Thus, if a manual grid search is desired, this can be done as follows. Create
a data.frame with the grid values \code{"l"} and all \code{"y"} as NA. Then,
set \code{iters = 0} to do no estimation \emph{after} the grid search. }
}

\bold{Estimation}: Typically, estimation proceeds using the same settings for
each MBO proposal and the final model estimated given the best regularization
value (see option \code{final_method} for details). However, if one wishes to
use a lower convergence criterion for the MBO proposals to speed estimation,
this can be done using the \code{fast_estimation} option.
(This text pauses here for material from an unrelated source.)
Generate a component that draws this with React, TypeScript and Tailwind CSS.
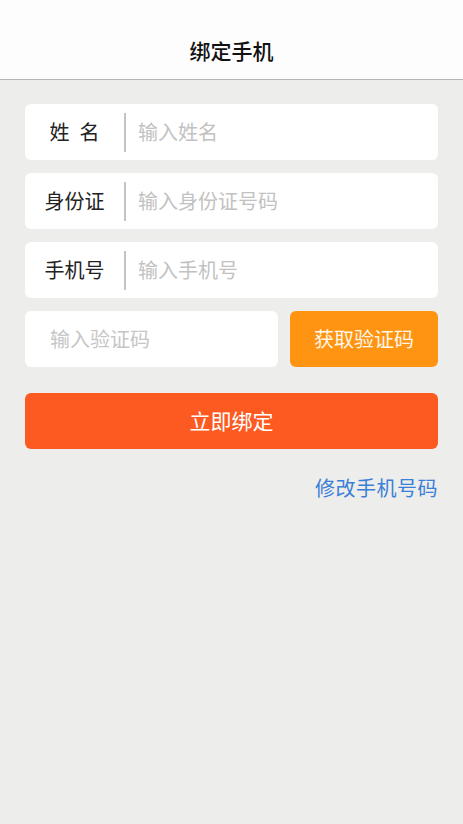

This proceeds by
giving a named list with two members \code{"final"} and \code{"fast"}. Each
of these should be a list with two elements \code{"tolerance.logposterior"}
and \code{"tolerance.parameters"} with the corresponding convergence
thresholds. \code{"final"} is used for the final model and \code{"fast"} is
used for evaluating all of the MBO proposals.
}
\examples{
str(FactorHet_mbo_control())
}
\references{
Bischl, Bernd, Jakob Richter, Jakob Bossek, Daniel Horn, Janek Thomas and
Michel Lang. 2018. "mlrMBO: A Modular Framework for Model-Based Optimization
of Expensive Black-Box Functions." arxiv preprint:
\url{https://arxiv.org/abs/1703.03373}

Goplerud, Max, Kosuke Imai, and Nicole E. Pashley. 2025. "Estimating
Heterogeneous Causal Effects of High-Dimensional Treatments: Application to
Conjoint Analysis." arxiv preprint: \url{https://arxiv.org/abs/2201.01357}

Murphy, Keefe and Thomas Brendan Murphy. 2020. "Gaussian Parsimonious
Clustering Models with Covariates and a Noise Component." \emph{Advances in
Data Analysis and Classification} 14:293– 325.
}